WHAT TO DO:
Retype all of the listing exactly, passing over any picture you find.

— start SUPPLIED MATERIAL —

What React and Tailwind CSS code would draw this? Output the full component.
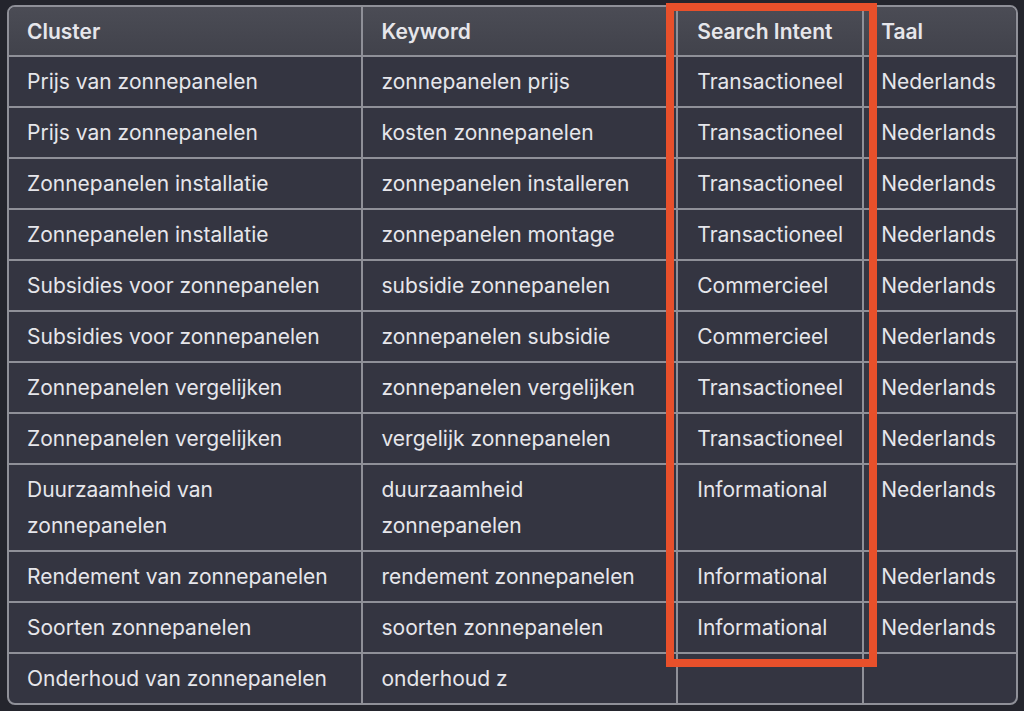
const rows = [
  ["Prijs van zonnepanelen", "zonnepanelen prijs", "Transactioneel", "Nederlands"],
  ["Prijs van zonnepanelen", "kosten zonnepanelen", "Transactioneel", "Nederlands"],
  ["Zonnepanelen installatie", "zonnepanelen installeren", "Transactioneel", "Nederlands"],
  ["Zonnepanelen installatie", "zonnepanelen montage", "Transactioneel", "Nederlands"],
  ["Subsidies voor zonnepanelen", "subsidie zonnepanelen", "Commercieel", "Nederlands"],
  ["Subsidies voor zonnepanelen", "zonnepanelen subsidie", "Commercieel", "Nederlands"],
  ["Zonnepanelen vergelijken", "zonnepanelen vergelijken", "Transactioneel", "Nederlands"],
  ["Zonnepanelen vergelijken", "vergelijk zonnepanelen", "Transactioneel", "Nederlands"],
  ["Duurzaamheid van zonnepanelen", "duurzaamheid zonnepanelen", "Informational", "Nederlands"],
  ["Rendement van zonnepanelen", "rendement zonnepanelen", "Informational", "Nederlands"],
  ["Soorten zonnepanelen", "soorten zonnepanelen", "Informational", "Nederlands"],
  ["Onderhoud van zonnepanelen", "onderhoud z", "", ""],
];

const widths = ["w-[355px]", "w-[316px]", "w-[186px]", "w-[153px]"];
const pads = ["pl-[18px] pr-[20px]", "pl-[18px] pr-[20px]", "pl-[19px] pr-[7px]", "pl-[17px] pr-[1px]"];

export default function App() {
  return (
    <div
      className="relative w-[1024px] h-[711px] bg-[#24252d] pt-[5px] pl-[7px] overflow-hidden"
      style={{ fontFamily: "Inter, 'Noto Sans', sans-serif" }}
    >
      <div className="w-[1011px] rounded-[8px] border-2 border-[#8f9098] overflow-hidden bg-[#343541]">
        <table className="border-collapse table-fixed text-[21px] text-[#e6e6eb]">
          <thead>
            <tr className="bg-gradient-to-b from-[#4b4c55] to-[#41424b]">
              {["Cluster", "Keyword", "Search Intent", "Taal"].map((h, i) => (
                <th
                  key={h}
                  className={`${widths[i]} ${pads[i]} h-[49px] pt-[2px] text-left font-semibold leading-[36px] align-middle whitespace-nowrap ${i > 0 ? "border-l-2 border-[#8f9098]" : ""}`}
                >
                  {h}
                </th>
              ))}
            </tr>
          </thead>
          <tbody>
            {rows.map((r, ri) => (
              <tr key={ri} className="border-t-2 border-[#8f9098]">
                {r.map((c, ci) => (
                  <td
                    key={ci}
                    className={`${widths[ci]} ${pads[ci]} pt-[7px] pb-[6px] leading-[36px] align-top ${ci > 1 ? "whitespace-nowrap" : ""} ${ci > 0 ? "border-l-2 border-[#8f9098]" : ""}`}
                  >
                    {c}
                  </td>
                ))}
              </tr>
            ))}
          </tbody>
        </table>
      </div>
      <div className="absolute left-[666px] top-[3px] w-[211px] h-[664px] border-[8px] border-[#e8502b]" />
    </div>
  );
}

— end SUPPLIED MATERIAL —

RESPONSE TO THIS TASK:
What React and Tailwind CSS code would draw this? Output the full component.
const rows = [
  ["Prijs van zonnepanelen", "zonnepanelen prijs", "Transactioneel", "Nederlands"],
  ["Prijs van zonnepanelen", "kosten zonnepanelen", "Transactioneel", "Nederlands"],
  ["Zonnepanelen installatie", "zonnepanelen installeren", "Transactioneel", "Nederlands"],
  ["Zonnepanelen installatie", "zonnepanelen montage", "Transactioneel", "Nederlands"],
  ["Subsidies voor zonnepanelen", "subsidie zonnepanelen", "Commercieel", "Nederlands"],
  ["Subsidies voor zonnepanelen", "zonnepanelen subsidie", "Commercieel", "Nederlands"],
  ["Zonnepanelen vergelijken", "zonnepanelen vergelijken", "Transactioneel", "Nederlands"],
  ["Zonnepanelen vergelijken", "vergelijk zonnepanelen", "Transactioneel", "Nederlands"],
  ["Duurzaamheid van zonnepanelen", "duurzaamheid zonnepanelen", "Informational", "Nederlands"],
  ["Rendement van zonnepanelen", "rendement zonnepanelen", "Informational", "Nederlands"],
  ["Soorten zonnepanelen", "soorten zonnepanelen", "Informational", "Nederlands"],
  ["Onderhoud van zonnepanelen", "onderhoud z", "", ""],
];

const widths = ["w-[355px]", "w-[316px]", "w-[186px]", "w-[153px]"];
const pads = ["pl-[18px] pr-[20px]", "pl-[18px] pr-[20px]", "pl-[19px] pr-[7px]", "pl-[17px] pr-[1px]"];

export default function App() {
  return (
    <div
      className="relative w-[1024px] h-[711px] bg-[#24252d] pt-[5px] pl-[7px] overflow-hidden"
      style={{ fontFamily: "Inter, 'Noto Sans', sans-serif" }}
    >
      <div className="w-[1011px] rounded-[8px] border-2 border-[#8f9098] overflow-hidden bg-[#343541]">
        <table className="border-collapse table-fixed text-[21px] text-[#e6e6eb]">
          <thead>
            <tr className="bg-gradient-to-b from-[#4b4c55] to-[#41424b]">
              {["Cluster", "Keyword", "Search Intent", "Taal"].map((h, i) => (
                <th
                  key={h}
                  className={`${widths[i]} ${pads[i]} h-[49px] pt-[2px] text-left font-semibold leading-[36px] align-middle whitespace-nowrap ${i > 0 ? "border-l-2 border-[#8f9098]" : ""}`}
                >
                  {h}
                </th>
              ))}
            </tr>
          </thead>
          <tbody>
            {rows.map((r, ri) => (
              <tr key={ri} className="border-t-2 border-[#8f9098]">
                {r.map((c, ci) => (
                  <td
                    key={ci}
                    className={`${widths[ci]} ${pads[ci]} pt-[7px] pb-[6px] leading-[36px] align-top ${ci > 1 ? "whitespace-nowrap" : ""} ${ci > 0 ? "border-l-2 border-[#8f9098]" : ""}`}
                  >
                    {c}
                  </td>
                ))}
              </tr>
            ))}
          </tbody>
        </table>
      </div>
      <div className="absolute left-[666px] top-[3px] w-[211px] h-[664px] border-[8px] border-[#e8502b]" />
    </div>
  );
}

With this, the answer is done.